— Start of Collected data —

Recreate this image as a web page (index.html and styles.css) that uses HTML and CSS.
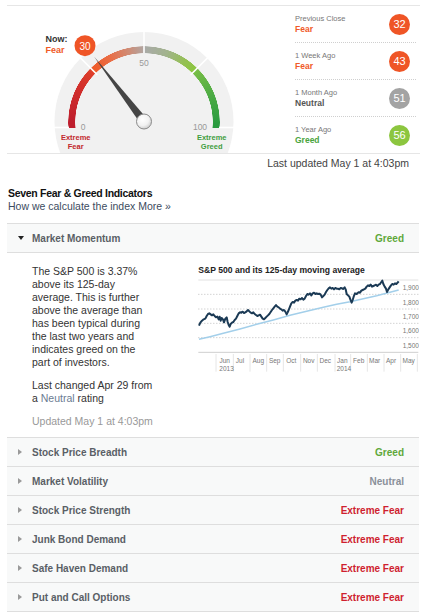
FILE: index.html
```html
<!DOCTYPE html>
<html>
<head>
<meta charset="utf-8">
<link rel="stylesheet" href="styles.css">
</head>
<body>
<div class="page">
  <section class="summary">
    <div class="gauge">
      <svg class="gauge-layer" width="250" height="147" viewBox="7 6 250 147">
        <circle cx="144" cy="121.5" r="89.5" fill="#f1f1f1"/>
      </svg>
      <div class="arc-clip"><div class="arc-ring"></div></div>
      <svg class="gauge-layer" width="250" height="147" viewBox="7 6 250 147">
        <g stroke="#fff" stroke-width="1.6">
          <line x1="97.3" y1="74.8" x2="80.4" y2="57.9"/>
          <line x1="144" y1="53" x2="144" y2="31.5"/>
          <line x1="190.7" y1="74.8" x2="207.6" y2="57.9"/>
          <line x1="54" y1="127.5" x2="69" y2="127.5"/>
          <line x1="219" y1="127.5" x2="234" y2="127.5"/>
        </g>
        <g class="g-num">
          <text x="83" y="127" text-anchor="middle">0</text>
          <text x="144" y="63" text-anchor="middle">50</text>
          <text x="200" y="127" text-anchor="middle">100</text>
        </g>
        <g class="g-ext fear">
          <text x="75.7" y="137" text-anchor="middle">Extreme</text>
          <text x="75.7" y="146" text-anchor="middle">Fear</text>
        </g>
        <g class="g-ext greed">
          <text x="211.7" y="137" text-anchor="middle">Extreme</text>
          <text x="211.7" y="146" text-anchor="middle">Greed</text>
        </g>
        <text class="g-now" x="45.5" y="38.5">Now:</text>
        <text class="g-nowval" x="45.5" y="49.5">Fear</text>
        <defs>
          <radialGradient id="knob" cx="40%" cy="35%" r="70%">
            <stop offset="0" stop-color="#ffffff"/>
            <stop offset="0.6" stop-color="#f2f2f2"/>
            <stop offset="1" stop-color="#c8c8c8"/>
          </radialGradient>
        </defs>
        <polygon points="94,56.5 147.4,119.2 140.6,123.8" fill="#454545"/>
        <circle cx="144" cy="121.5" r="7.5" fill="url(#knob)" stroke="#8a8a8a" stroke-width="1"/>
        <circle cx="85" cy="45.7" r="10.5" fill="#ef5526"/>
        <text class="g-badge" x="85" y="46" text-anchor="middle">30</text>
      </svg>
    </div>
    <ul class="history">
      <li class="hist-item">
        <div class="hist-text"><span class="hist-label">Previous Close</span><span class="hist-val fear">Fear</span></div>
        <span class="badge b-fear">32</span>
      </li>
      <li class="hist-item">
        <div class="hist-text"><span class="hist-label">1 Week Ago</span><span class="hist-val fear">Fear</span></div>
        <span class="badge b-fear">43</span>
      </li>
      <li class="hist-item">
        <div class="hist-text"><span class="hist-label">1 Month Ago</span><span class="hist-val neutral">Neutral</span></div>
        <span class="badge b-neutral">51</span>
      </li>
      <li class="hist-item">
        <div class="hist-text"><span class="hist-label">1 Year Ago</span><span class="hist-val greed">Greed</span></div>
        <span class="badge b-greed">56</span>
      </li>
    </ul>
  </section>
  <div class="updated">Last updated May 1 at 4:03pm</div>

  <h2 class="title">Seven Fear &amp; Greed Indicators</h2>
  <div class="sub">How we calculate the index <a class="more">More »</a></div>

  <div class="indicators">
    <div class="ind open">
      <div class="ind-head"><span class="caret-down"></span><span class="ind-name">Market Momentum</span><span class="rating r-greed">Greed</span></div>
      <div class="ind-body">
        <div class="desc">
          <p>The S&amp;P 500 is 3.37% above its 125-day average. This is further above the average than has been typical during the last two years and indicates greed on the part of investors.</p>
          <p>Last changed Apr 29 from a <span class="link">Neutral</span> rating</p>
          <p class="desc-upd">Updated May 1 at 4:03pm</p>
        </div>
        <svg class="chart" width="229" height="120" viewBox="0 15 687 360">
          <text class="c-title" x="25" y="30">S&amp;P 500 and its 125-day moving average</text>
          <line x1="25" y1="60" x2="685" y2="60" stroke="#e2e2e2" stroke-width="3"/>
          <g stroke="#bdbdbd" stroke-width="3" stroke-dasharray="3 6">
            <line x1="25" y1="103" x2="685" y2="103"/>
            <line x1="25" y1="147" x2="685" y2="147"/>
            <line x1="25" y1="190" x2="685" y2="190"/>
            <line x1="25" y1="233" x2="685" y2="233"/>
          </g>
          <line x1="25" y1="277" x2="685" y2="277" stroke="#cfcfcf" stroke-width="3"/>
          <g stroke="#e6e6e6" stroke-width="3">
            <line x1="78" y1="282" x2="78" y2="335"/>
            <line x1="130" y1="282" x2="130" y2="335"/>
            <line x1="180" y1="282" x2="180" y2="335"/>
            <line x1="230" y1="282" x2="230" y2="335"/>
            <line x1="280" y1="282" x2="280" y2="335"/>
            <line x1="332" y1="282" x2="332" y2="335"/>
            <line x1="382" y1="282" x2="382" y2="335"/>
            <line x1="435" y1="282" x2="435" y2="335"/>
            <line x1="482" y1="282" x2="482" y2="335"/>
            <line x1="532" y1="282" x2="532" y2="335"/>
            <line x1="582" y1="282" x2="582" y2="335"/>
            <line x1="632" y1="282" x2="632" y2="335"/>
            <line x1="682" y1="282" x2="682" y2="335"/>
          </g>
          <polyline fill="none" stroke="#a3cfea" stroke-width="4.5" points="27,238 60,230 100,220 150,207 200,193 250,180 300,166 350,154 400,142 440,133 480,125 520,116 560,107 600,97 626,90"/>
          <polyline fill="none" stroke="#1b3a55" stroke-width="6" stroke-linejoin="round" points="27,197 31,188 36,182 41,178 46,176 50,168 54,162 58,160 62,163 66,166 70,163 74,168 78,172 82,170 86,178 89,170 92,182 95,174 99,178 102,187 106,176 110,172 113,186 116,195 119,200 122,192 126,188 130,186 134,180 138,176 142,168 146,160 150,157 154,158 158,155 162,159 166,157 170,154 174,150 178,154 182,158 186,160 190,157 194,162 198,165 202,168 206,166 210,164 214,170 218,176 222,178 226,174 230,170 234,166 238,162 242,156 246,150 250,145 254,140 258,135 262,140 266,142 270,146 274,148 278,152 282,150 286,155 290,163 293,157 296,150 300,140 304,130 308,126 312,128 316,122 320,120 324,122 328,116 332,118 336,114 340,119 344,116 348,108 352,102 356,104 360,100 364,106 368,100 372,98 376,102 380,100 384,102 388,101 392,104 396,112 400,108 404,104 408,96 412,90 416,85 420,82 424,86 428,84 432,88 436,84 440,86 444,86 448,88 452,84 456,85 460,87 464,82 467,88 470,102 474,106 478,110 481,118 485,128 488,120 491,110 495,100 500,102 505,97 510,98 514,92 518,90 522,88 526,86 530,80 534,76 538,78 542,74 546,80 550,78 554,76 558,74 562,78 566,74 570,72 574,66 577,62 580,72 584,80 588,86 591,96 595,88 599,82 603,76 607,72 611,74 615,70 619,72 623,68 626,64"/>
          <g class="c-lab">
            <text x="638" y="83">1,900</text>
            <text x="638" y="127">1,800</text>
            <text x="638" y="168">1,700</text>
            <text x="638" y="212">1,600</text>
            <text x="638" y="255">1,500</text>
          </g>
          <g class="c-lab" text-anchor="middle">
            <text x="104" y="300">Jun</text>
            <text x="150" y="300">Jul</text>
            <text x="205" y="300">Aug</text>
            <text x="254" y="300">Sep</text>
            <text x="304" y="300">Oct</text>
            <text x="356" y="300">Nov</text>
            <text x="406" y="300">Dec</text>
            <text x="457" y="300">Jan</text>
            <text x="506" y="300">Feb</text>
            <text x="554" y="300">Mar</text>
            <text x="603" y="300">Apr</text>
            <text x="656" y="300">May</text>
          </g>
          <g class="c-lab">
            <text x="88" y="325">2013</text>
            <text x="440" y="325">2014</text>
          </g>
        </svg>
      </div>
    </div>
    <div class="ind"><div class="ind-head"><span class="caret-right"></span><span class="ind-name">Stock Price Breadth</span><span class="rating r-greed">Greed</span></div></div>
    <div class="ind"><div class="ind-head"><span class="caret-right"></span><span class="ind-name">Market Volatility</span><span class="rating r-neutral">Neutral</span></div></div>
    <div class="ind"><div class="ind-head"><span class="caret-right"></span><span class="ind-name">Stock Price Strength</span><span class="rating r-xfear">Extreme Fear</span></div></div>
    <div class="ind"><div class="ind-head"><span class="caret-right"></span><span class="ind-name">Junk Bond Demand</span><span class="rating r-xfear">Extreme Fear</span></div></div>
    <div class="ind"><div class="ind-head"><span class="caret-right"></span><span class="ind-name">Safe Haven Demand</span><span class="rating r-xfear">Extreme Fear</span></div></div>
    <div class="ind"><div class="ind-head"><span class="caret-right"></span><span class="ind-name">Put and Call Options</span><span class="rating r-xfear">Extreme Fear</span></div></div>
  </div>
</div>
</body>
</html>
```
FILE: styles.css
```css
* { box-sizing: border-box; }
html, body { margin: 0; padding: 0; background: #fff; }
body {
  font-family: "Liberation Sans", Arial, sans-serif;
  color: #333;
  font-size: 10.5px;
}
.page {
  margin: 5px 7px 0 7px;
  width: 413px;
}

/* summary */
.summary {
  display: flex;
  border-top: 1px solid #e6e6e6;
  border-bottom: 1px solid #e6e6e6;
  height: 149px;
}
.gauge {
  position: relative;
  width: 250px;
  height: 147px;
}
.gauge-layer {
  position: absolute;
  left: 0;
  top: 0;
  display: block;
}
.arc-clip {
  position: absolute;
  left: 61px;
  top: 39.5px;
  width: 152px;
  height: 82px;
  overflow: hidden;
}
.arc-ring {
  width: 152px;
  height: 152px;
  border-radius: 50%;
  background: conic-gradient(from 270deg,
    #be1e2d 0deg, #d3302b 30deg, #de3f2b 44deg,
    #f05a28 45.5deg, #ea6d45 62deg, #cf8c76 78deg, #b1a5a0 89.5deg,
    #a9aaa7 90.5deg, #a2b38e 108deg, #94c052 124deg, #8cc63f 134deg,
    #77bd45 135.5deg, #4dab44 158deg, #2a9b40 182deg,
    #2a9b40 270deg, #be1e2d 270deg);
  -webkit-mask-image: radial-gradient(circle closest-side, transparent 68.5px, #000 69px, #000 75.5px, transparent 76px);
  mask-image: radial-gradient(circle closest-side, transparent 68.5px, #000 69px, #000 75.5px, transparent 76px);
}
.g-num text { font-size: 8.5px; fill: #999; dominant-baseline: central; }
.g-ext text { font-size: 7.5px; font-weight: bold; dominant-baseline: central; }
.g-ext.fear text { fill: #c1272d; }
.g-ext.greed text { fill: #3f9e3e; }
.g-now { font-size: 9px; font-weight: bold; fill: #333; dominant-baseline: central; }
.g-nowval { font-size: 9px; font-weight: bold; fill: #f05a28; dominant-baseline: central; }
.g-badge { font-size: 10px; fill: #fff; dominant-baseline: central; }

.history {
  list-style: none;
  margin: 0 4px 0 auto;
  padding: 0;
  width: 121px;
}
.hist-item {
  height: 37px;
  display: flex;
  align-items: center;
  justify-content: space-between;
  padding-right: 6px;
  border-bottom: 1px dotted #cfcfcf;
}
.hist-item:last-child { border-bottom: none; height: 36px; }
.hist-text { display: flex; flex-direction: column; }
.hist-label { font-size: 7.5px; line-height: 10px; color: #777; }
.hist-val { font-size: 8.5px; line-height: 10px; font-weight: bold; }
.hist-val.fear { color: #f05a28; }
.hist-val.neutral { color: #555; }
.hist-val.greed { color: #4aa43e; }
.badge {
  width: 21px;
  height: 21px;
  border-radius: 50%;
  color: #fff;
  font-size: 11px;
  display: flex;
  align-items: center;
  justify-content: center;
}
.b-fear { background: #ef5526; }
.b-neutral { background: #a3a3a3; }
.b-greed { background: #8cc63f; }

.updated {
  text-align: right;
  padding-right: 11px;
  margin-top: 3px;
  line-height: 13px;
  color: #444;
}

.title {
  margin: 16px 0 0 1px;
  font-size: 10.5px;
  line-height: 14px;
  font-weight: bold;
  letter-spacing: -0.3px;
  color: #111;
}
.sub {
  margin-left: 1px;
  line-height: 13px;
  color: #3c4b60;
}
.more { color: #3c4b60; }

.indicators {
  margin-top: 10px;
  width: 412px;
}
.ind { border-top: 1px solid #dedede; }
.ind:last-child { border-bottom: 1px solid #dedede; }
.ind-head {
  height: 28px;
  display: flex;
  align-items: center;
  padding: 0 15px 0 11px;
  background: #f8f9f9;
  font-size: 10px;
  font-weight: bold;
}
.caret-down {
  width: 14px;
  height: 4px;
  position: relative;
}
.caret-down::before {
  content: "";
  position: absolute;
  left: 0;
  top: 0;
  border-left: 3px solid transparent;
  border-right: 3px solid transparent;
  border-top: 4px solid #222;
}
.caret-right {
  width: 14px;
  height: 7px;
  position: relative;
}
.caret-right::before {
  content: "";
  position: absolute;
  left: 0;
  top: 0;
  border-top: 3.5px solid transparent;
  border-bottom: 3.5px solid transparent;
  border-left: 4px solid #9a9a9a;
}
.ind-name { color: #5a5f66; flex: 1; }
.rating { text-align: right; }
.r-greed { color: #5fa83a; }
.r-neutral { color: #8a9099; }
.r-xfear { color: #cf1f30; }

.ind-body {
  border-top: 1px solid #dedede;
  display: flex;
  padding: 12px 0 9px 25px;
  background: #fff;
}
.desc { width: 122.5px; flex: none; }
.desc p { margin: 0 0 10px 0; line-height: 13px; color: #333; }
.desc p.desc-upd { margin: 0; color: #999; }
.link { color: #6a7b92; }
.chart { display: block; margin-left: 35.5px; flex: none; }
.c-title { font-size: 25.8px; font-weight: bold; fill: #222; dominant-baseline: central; }
.c-lab text { font-size: 19.5px; fill: #777; dominant-baseline: central; }
```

— End of Collected data —

* **Problem requirements**:
Pull out each line of the listing that holds the string "styles".

* **Final answer**:
Recreate this image as a web page (index.html and styles.css) that uses HTML and CSS.
<link rel="stylesheet" href="styles.css">
FILE: styles.css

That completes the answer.